Quality is simply a bigger part of the equation for wine. If you’re the kind of drinker thinking about Argentinian malbec instead of grabbing a jug of whatever’s cheapest at the grocery store, buying that malbec and picking up a bag of sugar are completely different kinds of buying decisions. And, no wealthy overseas processor is spurring grape growers to improve quality. It shows: fair trade wines are mostly being praised for the label, not for what’s inside the bottle.
Am I telling you that you shouldn’t buy fair trade wine? Absolutely not. There’s nothing particularly unfair about fair trade wine, and you can read up on how fair trade certification has helped workers in other industries.
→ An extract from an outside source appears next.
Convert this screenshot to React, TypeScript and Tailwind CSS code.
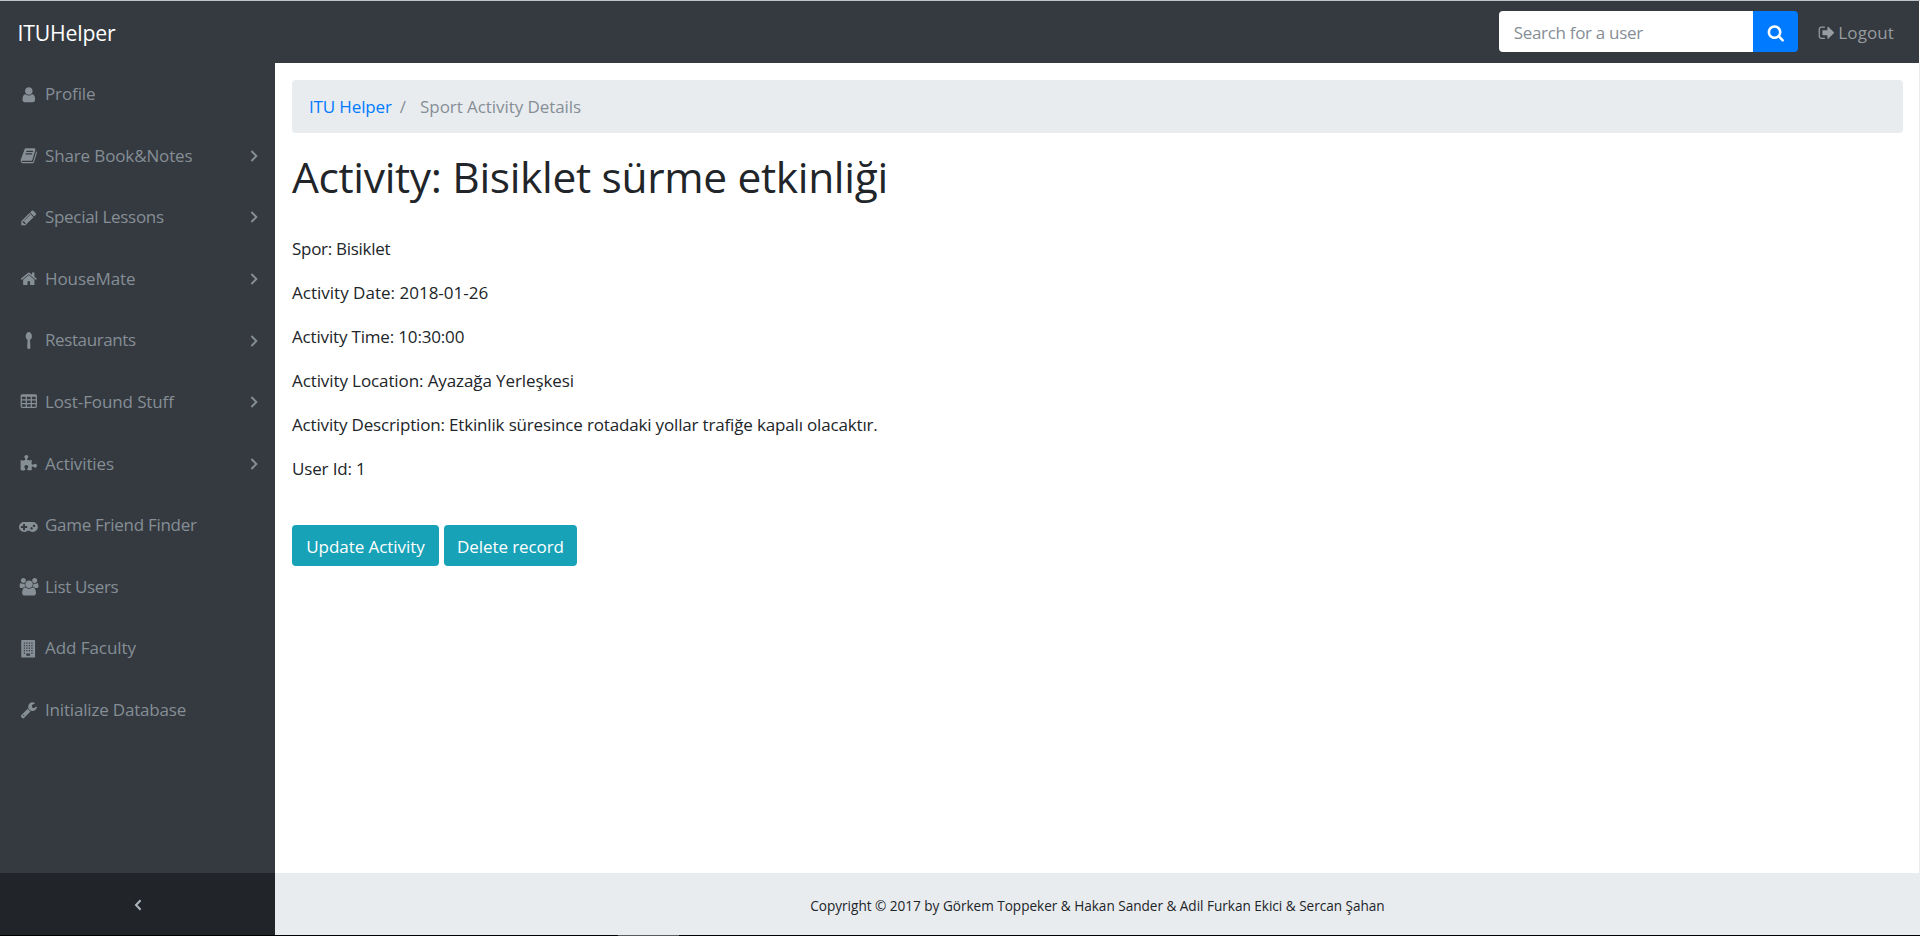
type Glyph = { width?: number; d: string };

const icons: Record<string, Glyph> = {
  user: {
    d: 'M1536 1399q0 109-62.5 187t-150.5 78h-854q-88 0-150.5-78t-62.5-187q0-85 8.5-160.5t31.5-152 58.5-131 94-89 134.5-34.5q131 128 313 128t313-128q76 0 134.5 34.5t94 89 58.5 131 31.5 152 8.5 160.5zm-256-887q0 159-112.5 271.5t-271.5 112.5-271.5-112.5-112.5-271.5 112.5-271.5 271.5-112.5 271.5 112.5 112.5 271.5z',
  },
  book: {
    d: 'M1703 478q40 57 18 129l-275 906q-19 64-76.5 107.5t-122.5 43.5h-923q-77 0-148.5-53.5t-99.5-131.5q-24-67-2-127 0-4 3-27t4-37q1-8-3-21.5t-3-19.5q2-11 8-21t16.5-23.5 16.5-23.5q23-38 45-91.5t30-91.5q3-10 .5-30t-.5-28q3-11 17-28t17-23q21-36 42-92t25-90q1-9-2.5-32t.5-28q4-13 22-30.5t22-22.5q19-26 42.5-84.5t27.5-96.5q1-8-3-25.5t-2-26.5q2-8 9-18t18-23 17-21q8-12 16.5-30.5t15-35 16-36 19.5-32 26.5-23.5 36-11.5 47.5 5.5l-1 3q38-9 51-9h761q74 0 114 56t18 130l-274 906q-36 119-71.5 153.5t-128.5 34.5h-869q-27 0-38 15-11 16-1 43 24 70 144 70h923q29 0 56-15.5t35-41.5l300-987q7-22 5-57 38 15 59 43zm-1064 2q-4 13 2 22.5t20 9.5h608q13 0 25.5-9.5t16.5-22.5l21-64q4-13-2-22.5t-20-9.5h-608q-13 0-25.5 9.5t-16.5 22.5zm-83 256q-4 13 2 22.5t20 9.5h608q13 0 25.5-9.5t16.5-22.5l21-64q4-13-2-22.5t-20-9.5h-608q-13 0-25.5 9.5t-16.5 22.5z',
  },
  pencil: {
    d: 'M491 1536l91-91-235-235-91 91v107h128v128h107zm523-928q0-22-22-22-10 0-17 7l-542 542q-7 7-7 17 0 22 22 22 10 0 17-7l542-542q7-7 7-17zm-54-192l416 416-832 832h-416v-416zm683 96q0 53-37 90l-166 166-416-416 166-165q36-38 90-38 53 0 91 38l235 234q37 39 37 91z',
  },
  home: {
    d: 'M1472 992v480q0 26-19 45t-45 19h-384v-384h-256v384h-384q-26 0-45-19t-19-45v-480q0-1 .5-3t.5-3l575-474 575 474q1 2 1 6zm223-69l-62 74q-8 9-21 11h-3q-13 0-21-7l-692-577-692 577q-12 8-24 7-13-2-21-11l-62-74q-8-10-7-23.5t11-21.5l719-599q32-26 76-26t76 26l244 204v-195q0-14 9-23t23-9h192q14 0 23 9t9 23v408l219 182q10 8 11 21.5t-7 23.5z',
  },
  spoon: {
    d: 'M1216 448q0 120-54 218t-138 146l32 720q4 104-40 156t-120 52-120-52-40-156l32-720q-84-48-138-146t-54-218q0-170 94-309t226-139 226 139 94 309z',
  },
  table: {
    d: 'M576 1376v-192q0-14-9-23t-23-9h-320q-14 0-23 9t-9 23v192q0 14 9 23t23 9h320q14 0 23-9t9-23zm0-384v-192q0-14-9-23t-23-9h-320q-14 0-23 9t-9 23v192q0 14 9 23t23 9h320q14 0 23-9t9-23zm512 384v-192q0-14-9-23t-23-9h-320q-14 0-23 9t-9 23v192q0 14 9 23t23 9h320q14 0 23-9t9-23zm-512-768v-192q0-14-9-23t-23-9h-320q-14 0-23 9t-9 23v192q0 14 9 23t23 9h320q14 0 23-9t9-23zm512 384v-192q0-14-9-23t-23-9h-320q-14 0-23 9t-9 23v192q0 14 9 23t23 9h320q14 0 23-9t9-23zm512 384v-192q0-14-9-23t-23-9h-320q-14 0-23 9t-9 23v192q0 14 9 23t23 9h320q14 0 23-9t9-23zm-512-768v-192q0-14-9-23t-23-9h-320q-14 0-23 9t-9 23v192q0 14 9 23t23 9h320q14 0 23-9t9-23zm512 384v-192q0-14-9-23t-23-9h-320q-14 0-23 9t-9 23v192q0 14 9 23t23 9h320q14 0 23-9t9-23zm0-384v-192q0-14-9-23t-23-9h-320q-14 0-23 9t-9 23v192q0 14 9 23t23 9h320q14 0 23-9t9-23zm128-320v1088q0 66-47 113t-113 47h-1344q-66 0-113-47t-47-113v-1088q0-66 47-113t113-47h1344q66 0 113 47t47 113z',
  },
  puzzle: {
    d: 'M1728 1098q0 81-44.5 135t-123.5 54q-41 0-77.5-17.5t-59-38-56.5-38-71-17.5q-110 0-110 124 0 39 16 115t15 115v5q-22 0-33 1-34 3-97.5 11.5t-115.5 13.5-98 5q-61 0-103-26.5t-42-83.5q0-37 17.5-71t38-56.5 38-59 17.5-77.5q0-79-54-123.5t-135-44.5q-84 0-143 45.5t-59 127.5q0 43 15 83t33.5 64.5 33.5 53 15 50.5q0 45-46 89-37 35-117 35-95 0-245-24-9-2-27.5-4t-27.5-4l-13-2q-1 0-3-1-2 0-2-1v-1024q2 1 17.5 3.5t34 5 21.5 3.5q150 24 245 24 80 0 117-35 46-44 46-89 0-22-15-50.5t-33.5-53-33.5-64.5-15-83q0-82 59-127.5t144-45.5q80 0 134 44.5t54 123.5q0 41-17.5 77.5t-38 59-38 56.5-17.5 71q0 57 42 83.5t103 26.5q64 0 180-15t163-17v2q-1 2-3.5 17.5t-5 34-3.5 21.5q-24 150-24 245 0 80 35 117 44 46 89 46 22 0 50.5-15t53-33.5 64.5-33.5 83-15q82 0 127.5 59t45.5 143z',
  },
  gamepad: {
    width: 1920,
    d: 'M832 1088v-128q0-14-9-23t-23-9h-192v-192q0-14-9-23t-23-9h-128q-14 0-23 9t-9 23v192h-192q-14 0-23 9t-9 23v128q0 14 9 23t23 9h192v192q0 14 9 23t23 9h128q14 0 23-9t9-23v-192h192q14 0 23-9t9-23zm576 64q0-53-37.5-90.5t-90.5-37.5-90.5 37.5-37.5 90.5 37.5 90.5 90.5 37.5 90.5-37.5 37.5-90.5zm256-256q0-53-37.5-90.5t-90.5-37.5-90.5 37.5-37.5 90.5 37.5 90.5 90.5 37.5 90.5-37.5 37.5-90.5zm256 128q0 212-150 362t-362 150q-192 0-338-128h-220q-146 128-338 128-212 0-362-150t-150-362 150-362 362-150h896q212 0 362 150t150 362z',
  },
  users: {
    width: 1984,
    d: 'M657 896q-162 5-265 128h-134q-82 0-138-40.5t-56-118.5q0-353 124-353 6 0 43.5 21t97.5 42.5 119 21.5q67 0 133-23-5 37-5 66 0 139 81 256zm1071 637q0 120-73 189.5t-194 69.5h-874q-121 0-194-69.5t-73-189.5q0-53 3.5-103.5t14-109 26.5-108.5 43-97.5 62-81 85.5-53.5 111.5-20q10 0 43 21.5t73 48 107 48 135 21.5 135-21.5 107-48 73-48 43-21.5q61 0 111.5 20t85.5 53.5 62 81 43 97.5 26.5 108.5 14 109 3.5 103.5zm-1024-1277q0 106-75 181t-181 75-181-75-75-181 75-181 181-75 181 75 75 181zm704 384q0 159-112.5 271.5t-271.5 112.5-271.5-112.5-112.5-271.5 112.5-271.5 271.5-112.5 271.5 112.5 112.5 271.5zm576 225q0 78-56 118.5t-138 40.5h-134q-103-123-265-128 81-117 81-256 0-29-5-66 66 23 133 23 59 0 119-21.5t97.5-42.5 43.5-21q124 0 124 353zm-128-609q0 106-75 181t-181 75-181-75-75-181 75-181 181-75 181 75 75 181z',
  },
  building: {
    d: 'M192 0h1280q64 0 64 64v1664q0 64-64 64h-1280q-64 0-64-64v-1664q0-64 64-64zM384 256v128h128v-128zM640 256v128h128v-128zM896 256v128h128v-128zM1152 256v128h128v-128zM384 512v128h128v-128zM640 512v128h128v-128zM896 512v128h128v-128zM1152 512v128h128v-128zM384 768v128h128v-128zM640 768v128h128v-128zM896 768v128h128v-128zM1152 768v128h128v-128zM384 1024v128h128v-128zM640 1024v128h128v-128zM896 1024v128h128v-128zM1152 1024v128h128v-128zM384 1280v128h128v-128zM1152 1280v128h128v-128zM640 1376v224h384v-224z',
  },
  wrench: {
    d: 'M448 1472q0-26-19-45t-45-19-45 19-19 45 19 45 45 19 45-19 19-45zm644-420l-682 682q-37 37-90 37-52 0-91-37l-106-108q-38-36-38-90 0-53 38-91l681-681q39 98 114.5 173.5t173.5 114.5zm634-435q0 39-23 106-47 134-164.5 217.5t-258.5 83.5q-185 0-316.5-131.5t-131.5-316.5 131.5-316.5 316.5-131.5q58 0 121.5 16.5t107.5 46.5q16 11 16 28t-16 28l-293 169v224l193 107q5-3 79-48.5t135.5-81 70.5-35.5q15 0 23.5 10t8.5 25z',
  },
  search: {
    d: 'M1216 832q0-185-131.5-316.5t-316.5-131.5-316.5 131.5-131.5 316.5 131.5 316.5 316.5 131.5 316.5-131.5 131.5-316.5zm512 832q0 52-38 90t-90 38q-54 0-90-38l-343-342q-179 124-399 124-143 0-273.5-55.5t-225-150-150-225-55.5-273.5 55.5-273.5 150-225 225-150 273.5-55.5 273.5 55.5 225 150 150 225 55.5 273.5q0 220-124 399l343 343q37 37 37 90z',
  },
  signOut: {
    d: 'M704 1440q0 4 1 20t.5 26.5-3 23.5-10 19.5-20.5 6.5h-320q-119 0-203.5-84.5t-84.5-203.5v-704q0-119 84.5-203.5t203.5-84.5h320q13 0 22.5 9.5t9.5 22.5q0 4 1 20t.5 26.5-3 23.5-10 19.5-20.5 6.5h-320q-66 0-113 47t-47 113v704q0 66 47 113t113 47h312l11.5 1 11.5 3 8 5.5 7 9 2 13.5zm928-544q0 26-19 45l-544 544q-19 19-45 19t-45-19-19-45v-288h-448q-26 0-45-19t-19-45v-384q0-26 19-45t45-19h448v-288q0-26 19-45t45-19 45 19l544 544q19 19 19 45z',
  },
};

function Icon({ name, className = '' }: { name: string; className?: string }) {
  const { width = 1792, d } = icons[name];
  return (
    <svg
      viewBox={`0 0 ${width} 1792`}
      className={`h-[17.6px] shrink-0 overflow-visible ${className}`}
      fill="currentColor"
      fillRule="evenodd"
      aria-hidden="true"
    >
      <path d={d} />
    </svg>
  );
}

const menu = [
  { icon: 'user', label: 'Profile', tracking: 'tracking-[-0.117px]' },
  { icon: 'book', label: 'Share Book&Notes', tracking: 'tracking-[-0.132px]', children: true },
  { icon: 'pencil', label: 'Special Lessons', tracking: 'tracking-[-0.295px]', children: true },
  { icon: 'home', label: 'HouseMate', tracking: 'tracking-[-0.079px]', children: true },
  { icon: 'spoon', label: 'Restaurants', tracking: 'tracking-[-0.395px]', children: true },
  { icon: 'table', label: 'Lost-Found Stuff', tracking: 'tracking-[-0.114px]', children: true },
  { icon: 'puzzle', label: 'Activities', tracking: 'tracking-[-0.103px]', children: true },
  { icon: 'gamepad', label: 'Game Friend Finder', tracking: 'tracking-[-0.28px]' },
  { icon: 'users', label: 'List Users', tracking: 'tracking-[-0.359px]' },
  { icon: 'building', label: 'Add Faculty', tracking: 'tracking-[-0.061px]' },
  { icon: 'wrench', label: 'Initialize Database', tracking: 'tracking-[-0.18px]' },
];

const details = [
  { text: 'Spor: Bisiklet', tracking: 'tracking-[-0.286px]' },
  { text: 'Activity Date: 2018-01-26', tracking: 'tracking-[0.01px]' },
  { text: 'Activity Time: 10:30:00', tracking: 'tracking-[-0.17px]' },
  { text: 'Activity Location: Ayazağa Yerleşkesi', tracking: 'tracking-[-0.1px]' },
  {
    text: 'Activity Description: Etkinlik süresince rotadaki yollar trafiğe kapalı olacaktır.',
    tracking: 'tracking-[-0.165px]',
  },
  { text: 'User Id: 1', tracking: 'tracking-[-0.15px]' },
];

function Navbar() {
  return (
    <header className="mr-px flex h-[62px] shrink-0 items-center bg-[#343a40] pl-[17.5px] pr-[25px]">
      <a className="pt-px text-[21.25px] leading-7 tracking-[-0.191px] text-white">ITUHelper</a>
      <form className="mb-px ml-auto flex h-[41px]">
        <input
          type="text"
          placeholder="Search for a user"
          className="w-[254px] rounded-l-[4px] bg-white pl-[15px] pt-[3px] tracking-[-0.312px] outline-none placeholder:text-[#868e96] placeholder:opacity-100"
        />
        <button type="button" className="flex w-[45px] items-center justify-center rounded-r-[4px] bg-[#007bff] pl-px pt-[3px] text-white">
          <Icon name="search" />
        </button>
      </form>
      <a className="ml-[20px] flex items-center gap-[3px] pt-[2px] tracking-[0.103px] text-[#989b9f]">
        <Icon name="signOut" />
        Logout
      </a>
    </header>
  );
}

function Sidebar() {
  return (
    <aside className="flex w-[275px] shrink-0 flex-col bg-[#343a40] text-[#868e96]">
      <ul className="flex-1 pt-[0.5px]">
        {menu.map(({ icon, label, tracking, children }) => (
          <li key={label} className="flex h-[61.6px] items-center pl-[17.6px] pr-[17px]">
            <span className="flex w-[22.6px] shrink-0 justify-center">
              <Icon name={icon} />
            </span>
            <span className={`ml-[4.8px] ${tracking}`}>{label}</span>
            {children && (
              <svg viewBox="0 0 8 12" className="ml-auto h-3 w-2" fill="none" stroke="currentColor" strokeWidth="1.9">
                <path d="M1.4 1l5 5-5 5" />
              </svg>
            )}
          </li>
        ))}
      </ul>
      <button type="button" className="flex h-[62px] items-center justify-center bg-[#212529] pt-[2px] text-[#adb5bd]">
        <svg viewBox="0 0 8 12" className="h-3 w-2" fill="none" stroke="currentColor" strokeWidth="2">
          <path d="M6.6 1.2l-4.6 4.8 4.6 4.8" />
        </svg>
      </button>
    </aside>
  );
}

export default function App() {
  return (
    <div className="flex h-[936px] w-[1920px] flex-col overflow-hidden bg-white font-['Open_Sans','Noto_Sans',sans-serif] text-[17px] leading-[26.4px] text-[#212529]">
      <div className="h-px shrink-0 bg-[#bcc4c8]" />
      <Navbar />
      <div className="flex min-h-0 flex-1">
        <Sidebar />
        <div className="flex flex-1 flex-col border-r border-[#ececec]">
          <main className="flex-1 pl-[17px] pr-4 pt-[17px]">
            <ol className="flex h-[53px] items-center rounded-[4px] bg-[#e9ecef] pl-[17px] pt-[2px]">
              <li className="tracking-[-0.138px] text-[#007bff]">ITU Helper</li>
              <li className="ml-[8px] text-[#868e96]">/</li>
              <li className="ml-[14px] tracking-[-0.065px] text-[#868e96]">Sport Activity Details</li>
            </ol>
            <h1 className="mt-[18px] text-[42.5px] leading-[52px] tracking-[-0.34px]">Activity: Bisiklet sürme etkinliği</h1>
            <div className="mt-[33px] flex flex-col gap-[17.6px]">
              {details.map(({ text, tracking }) => (
                <p key={text} className={tracking}>
                  {text}
                </p>
              ))}
            </div>
            <div className="mt-[43px] flex gap-[5px] text-white">
              <button type="button" className="h-[41px] w-[147px] rounded-[4px] bg-[#17a2b8] pt-[2px] tracking-[-0.054px]">
                Update Activity
              </button>
              <button type="button" className="h-[41px] w-[133px] rounded-[4px] bg-[#17a2b8] pt-[2px] tracking-[-0.088px]">
                Delete record
              </button>
            </div>
          </main>
          <footer className="flex h-[62px] items-center justify-center bg-[#e9ecef] pl-px pt-[5px] text-[13.6px] tracking-[-0.024px]">
            Copyright © 2017 by Görkem Toppeker &amp; Hakan Sander &amp; Adil Furkan Ekici &amp; Sercan Şahan
          </footer>
        </div>
      </div>
      <div className="flex h-px shrink-0 bg-black">
        <div className="ml-[618px] w-[61px] bg-[#5a5a5a]" />
      </div>
    </div>
  );
}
But I am saying that when it comes to wine, “fair trade,” like “organic,” like “sustainable,” may not mean everything you imagine it means. These systems involve just too much latitude for a logo on a bottle, itself, to mean all that much. It’s not their fault. Any centralized system applied to a whole batch of diverse producers is doomed to make a lot more sense for some individuals than others, to be good for some while being useless and maybe even harmful to others. The rules that help Ghanian cacao producers can’t be expected to work the same way for Argentinian vineyard workers.
So what’s a socially conscious oenophile to do? I’m not sure that there’s an obvious answer. All of these certification programs and logos on bottles are shortcuts. Good intentions and all, they’re attempts to simplify a problem that isn’t at all simple so that American and European shoppers can feel socially responsible without having to do anything more disruptive than look for a green and black sticker. A big conversation amongst researchers who study these programs is whether they’re actually hurting workers by reinforcing harmful systems that need to be rethought from the ground up. Making a bad situation incrementally better for some may not be enough to get anyone to “good.”